--- Begin ---

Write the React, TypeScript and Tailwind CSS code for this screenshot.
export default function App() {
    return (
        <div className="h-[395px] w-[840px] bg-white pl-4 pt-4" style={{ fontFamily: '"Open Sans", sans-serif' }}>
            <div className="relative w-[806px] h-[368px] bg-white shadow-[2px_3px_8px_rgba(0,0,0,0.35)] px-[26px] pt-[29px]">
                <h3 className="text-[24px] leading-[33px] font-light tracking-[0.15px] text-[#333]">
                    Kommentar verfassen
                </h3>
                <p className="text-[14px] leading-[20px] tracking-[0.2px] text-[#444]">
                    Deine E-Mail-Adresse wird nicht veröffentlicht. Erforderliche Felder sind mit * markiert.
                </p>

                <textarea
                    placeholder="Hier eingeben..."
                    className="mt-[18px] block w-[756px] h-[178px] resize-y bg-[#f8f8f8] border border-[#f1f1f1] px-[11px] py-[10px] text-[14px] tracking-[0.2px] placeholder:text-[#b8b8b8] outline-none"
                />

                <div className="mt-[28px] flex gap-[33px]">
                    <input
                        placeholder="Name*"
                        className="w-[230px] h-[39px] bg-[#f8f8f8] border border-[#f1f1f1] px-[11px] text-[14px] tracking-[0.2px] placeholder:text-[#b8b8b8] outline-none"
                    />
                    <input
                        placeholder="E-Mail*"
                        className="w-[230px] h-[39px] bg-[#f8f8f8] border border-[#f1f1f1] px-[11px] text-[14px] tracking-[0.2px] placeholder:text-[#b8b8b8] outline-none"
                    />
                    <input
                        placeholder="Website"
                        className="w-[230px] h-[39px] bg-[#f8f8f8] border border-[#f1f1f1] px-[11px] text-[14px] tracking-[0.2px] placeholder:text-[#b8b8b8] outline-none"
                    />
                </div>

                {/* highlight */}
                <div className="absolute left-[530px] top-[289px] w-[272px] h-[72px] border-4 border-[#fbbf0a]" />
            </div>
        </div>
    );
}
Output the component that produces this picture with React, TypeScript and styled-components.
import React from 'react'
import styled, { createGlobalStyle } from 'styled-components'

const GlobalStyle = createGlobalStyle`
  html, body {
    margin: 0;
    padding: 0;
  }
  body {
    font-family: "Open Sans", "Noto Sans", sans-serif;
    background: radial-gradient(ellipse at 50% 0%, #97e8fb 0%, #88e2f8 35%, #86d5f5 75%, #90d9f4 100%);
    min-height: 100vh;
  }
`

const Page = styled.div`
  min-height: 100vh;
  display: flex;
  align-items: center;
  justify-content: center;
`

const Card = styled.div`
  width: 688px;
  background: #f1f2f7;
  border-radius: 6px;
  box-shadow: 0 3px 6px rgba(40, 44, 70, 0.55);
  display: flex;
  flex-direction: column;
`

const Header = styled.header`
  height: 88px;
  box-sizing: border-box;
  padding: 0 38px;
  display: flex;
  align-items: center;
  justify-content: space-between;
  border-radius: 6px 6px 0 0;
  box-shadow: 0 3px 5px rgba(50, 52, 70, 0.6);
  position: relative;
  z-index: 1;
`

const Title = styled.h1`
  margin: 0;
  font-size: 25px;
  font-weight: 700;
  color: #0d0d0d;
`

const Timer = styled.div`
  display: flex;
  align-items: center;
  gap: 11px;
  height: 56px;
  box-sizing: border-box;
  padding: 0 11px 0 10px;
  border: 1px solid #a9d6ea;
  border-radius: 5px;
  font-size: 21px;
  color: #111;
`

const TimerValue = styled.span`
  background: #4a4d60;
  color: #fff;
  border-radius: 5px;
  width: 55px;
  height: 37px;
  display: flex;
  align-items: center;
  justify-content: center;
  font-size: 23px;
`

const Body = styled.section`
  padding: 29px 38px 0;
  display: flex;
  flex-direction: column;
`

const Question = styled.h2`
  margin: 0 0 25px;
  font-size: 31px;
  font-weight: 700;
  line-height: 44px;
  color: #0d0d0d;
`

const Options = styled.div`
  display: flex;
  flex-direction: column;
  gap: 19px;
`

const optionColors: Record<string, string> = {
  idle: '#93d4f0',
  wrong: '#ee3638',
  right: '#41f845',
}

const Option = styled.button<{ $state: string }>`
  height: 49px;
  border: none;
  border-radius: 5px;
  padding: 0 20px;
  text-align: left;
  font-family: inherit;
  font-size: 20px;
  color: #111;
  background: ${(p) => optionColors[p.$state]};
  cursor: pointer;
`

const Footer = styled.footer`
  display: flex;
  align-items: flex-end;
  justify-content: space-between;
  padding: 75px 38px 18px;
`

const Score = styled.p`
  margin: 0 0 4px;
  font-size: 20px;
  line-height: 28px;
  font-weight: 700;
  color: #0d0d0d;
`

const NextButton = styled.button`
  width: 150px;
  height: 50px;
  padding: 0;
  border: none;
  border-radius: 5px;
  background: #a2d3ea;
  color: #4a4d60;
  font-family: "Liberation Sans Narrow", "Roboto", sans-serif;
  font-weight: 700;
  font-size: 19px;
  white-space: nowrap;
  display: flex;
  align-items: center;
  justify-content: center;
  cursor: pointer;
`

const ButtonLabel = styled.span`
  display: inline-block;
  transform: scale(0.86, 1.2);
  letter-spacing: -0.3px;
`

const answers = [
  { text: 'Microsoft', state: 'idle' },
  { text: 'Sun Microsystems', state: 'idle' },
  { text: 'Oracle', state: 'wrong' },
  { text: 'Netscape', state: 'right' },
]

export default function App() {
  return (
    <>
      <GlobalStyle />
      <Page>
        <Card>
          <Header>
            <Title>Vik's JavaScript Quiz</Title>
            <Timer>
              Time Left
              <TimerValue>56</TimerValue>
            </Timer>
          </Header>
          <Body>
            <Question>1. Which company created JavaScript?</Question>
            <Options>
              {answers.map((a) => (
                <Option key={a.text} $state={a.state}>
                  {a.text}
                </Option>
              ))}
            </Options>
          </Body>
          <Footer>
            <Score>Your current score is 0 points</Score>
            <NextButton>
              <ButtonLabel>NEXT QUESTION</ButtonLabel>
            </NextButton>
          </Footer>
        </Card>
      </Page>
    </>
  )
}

--- End ---

Return every line of the material exactly.

• **RESULT OF THIS TASK**:
Write the React, TypeScript and Tailwind CSS code for this screenshot.
export default function App() {
    return (
        <div className="h-[395px] w-[840px] bg-white pl-4 pt-4" style={{ fontFamily: '"Open Sans", sans-serif' }}>
            <div className="relative w-[806px] h-[368px] bg-white shadow-[2px_3px_8px_rgba(0,0,0,0.35)] px-[26px] pt-[29px]">
                <h3 className="text-[24px] leading-[33px] font-light tracking-[0.15px] text-[#333]">
                    Kommentar verfassen
                </h3>
                <p className="text-[14px] leading-[20px] tracking-[0.2px] text-[#444]">
                    Deine E-Mail-Adresse wird nicht veröffentlicht. Erforderliche Felder sind mit * markiert.
                </p>

                <textarea
                    placeholder="Hier eingeben..."
                    className="mt-[18px] block w-[756px] h-[178px] resize-y bg-[#f8f8f8] border border-[#f1f1f1] px-[11px] py-[10px] text-[14px] tracking-[0.2px] placeholder:text-[#b8b8b8] outline-none"
                />

                <div className="mt-[28px] flex gap-[33px]">
                    <input
                        placeholder="Name*"
                        className="w-[230px] h-[39px] bg-[#f8f8f8] border border-[#f1f1f1] px-[11px] text-[14px] tracking-[0.2px] placeholder:text-[#b8b8b8] outline-none"
                    />
                    <input
                        placeholder="E-Mail*"
                        className="w-[230px] h-[39px] bg-[#f8f8f8] border border-[#f1f1f1] px-[11px] text-[14px] tracking-[0.2px] placeholder:text-[#b8b8b8] outline-none"
                    />
                    <input
                        placeholder="Website"
                        className="w-[230px] h-[39px] bg-[#f8f8f8] border border-[#f1f1f1] px-[11px] text-[14px] tracking-[0.2px] placeholder:text-[#b8b8b8] outline-none"
                    />
                </div>

                {/* highlight */}
                <div className="absolute left-[530px] top-[289px] w-[272px] h-[72px] border-4 border-[#fbbf0a]" />
            </div>
        </div>
    );
}
Output the component that produces this picture with React, TypeScript and styled-components.
import React from 'react'
import styled, { createGlobalStyle } from 'styled-components'

const GlobalStyle = createGlobalStyle`
  html, body {
    margin: 0;
    padding: 0;
  }
  body {
    font-family: "Open Sans", "Noto Sans", sans-serif;
    background: radial-gradient(ellipse at 50% 0%, #97e8fb 0%, #88e2f8 35%, #86d5f5 75%, #90d9f4 100%);
    min-height: 100vh;
  }
`

const Page = styled.div`
  min-height: 100vh;
  display: flex;
  align-items: center;
  justify-content: center;
`

const Card = styled.div`
  width: 688px;
  background: #f1f2f7;
  border-radius: 6px;
  box-shadow: 0 3px 6px rgba(40, 44, 70, 0.55);
  display: flex;
  flex-direction: column;
`

const Header = styled.header`
  height: 88px;
  box-sizing: border-box;
  padding: 0 38px;
  display: flex;
  align-items: center;
  justify-content: space-between;
  border-radius: 6px 6px 0 0;
  box-shadow: 0 3px 5px rgba(50, 52, 70, 0.6);
  position: relative;
  z-index: 1;
`

const Title = styled.h1`
  margin: 0;
  font-size: 25px;
  font-weight: 700;
  color: #0d0d0d;
`

const Timer = styled.div`
  display: flex;
  align-items: center;
  gap: 11px;
  height: 56px;
  box-sizing: border-box;
  padding: 0 11px 0 10px;
  border: 1px solid #a9d6ea;
  border-radius: 5px;
  font-size: 21px;
  color: #111;
`

const TimerValue = styled.span`
  background: #4a4d60;
  color: #fff;
  border-radius: 5px;
  width: 55px;
  height: 37px;
  display: flex;
  align-items: center;
  justify-content: center;
  font-size: 23px;
`

const Body = styled.section`
  padding: 29px 38px 0;
  display: flex;
  flex-direction: column;
`

const Question = styled.h2`
  margin: 0 0 25px;
  font-size: 31px;
  font-weight: 700;
  line-height: 44px;
  color: #0d0d0d;
`

const Options = styled.div`
  display: flex;
  flex-direction: column;
  gap: 19px;
`

const optionColors: Record<string, string> = {
  idle: '#93d4f0',
  wrong: '#ee3638',
  right: '#41f845',
}

const Option = styled.button<{ $state: string }>`
  height: 49px;
  border: none;
  border-radius: 5px;
  padding: 0 20px;
  text-align: left;
  font-family: inherit;
  font-size: 20px;
  color: #111;
  background: ${(p) => optionColors[p.$state]};
  cursor: pointer;
`

const Footer = styled.footer`
  display: flex;
  align-items: flex-end;
  justify-content: space-between;
  padding: 75px 38px 18px;
`

const Score = styled.p`
  margin: 0 0 4px;
  font-size: 20px;
  line-height: 28px;
  font-weight: 700;
  color: #0d0d0d;
`

const NextButton = styled.button`
  width: 150px;
  height: 50px;
  padding: 0;
  border: none;
  border-radius: 5px;
  background: #a2d3ea;
  color: #4a4d60;
  font-family: "Liberation Sans Narrow", "Roboto", sans-serif;
  font-weight: 700;
  font-size: 19px;
  white-space: nowrap;
  display: flex;
  align-items: center;
  justify-content: center;
  cursor: pointer;
`

const ButtonLabel = styled.span`
  display: inline-block;
  transform: scale(0.86, 1.2);
  letter-spacing: -0.3px;
`

const answers = [
  { text: 'Microsoft', state: 'idle' },
  { text: 'Sun Microsystems', state: 'idle' },
  { text: 'Oracle', state: 'wrong' },
  { text: 'Netscape', state: 'right' },
]

export default function App() {
  return (
    <>
      <GlobalStyle />
      <Page>
        <Card>
          <Header>
            <Title>Vik's JavaScript Quiz</Title>
            <Timer>
              Time Left
              <TimerValue>56</TimerValue>
            </Timer>
          </Header>
          <Body>
            <Question>1. Which company created JavaScript?</Question>
            <Options>
              {answers.map((a) => (
                <Option key={a.text} $state={a.state}>
                  {a.text}
                </Option>
              ))}
            </Options>
          </Body>
          <Footer>
            <Score>Your current score is 0 points</Score>
            <NextButton>
              <ButtonLabel>NEXT QUESTION</ButtonLabel>
            </NextButton>
          </Footer>
        </Card>
      </Page>
    </>
  )
}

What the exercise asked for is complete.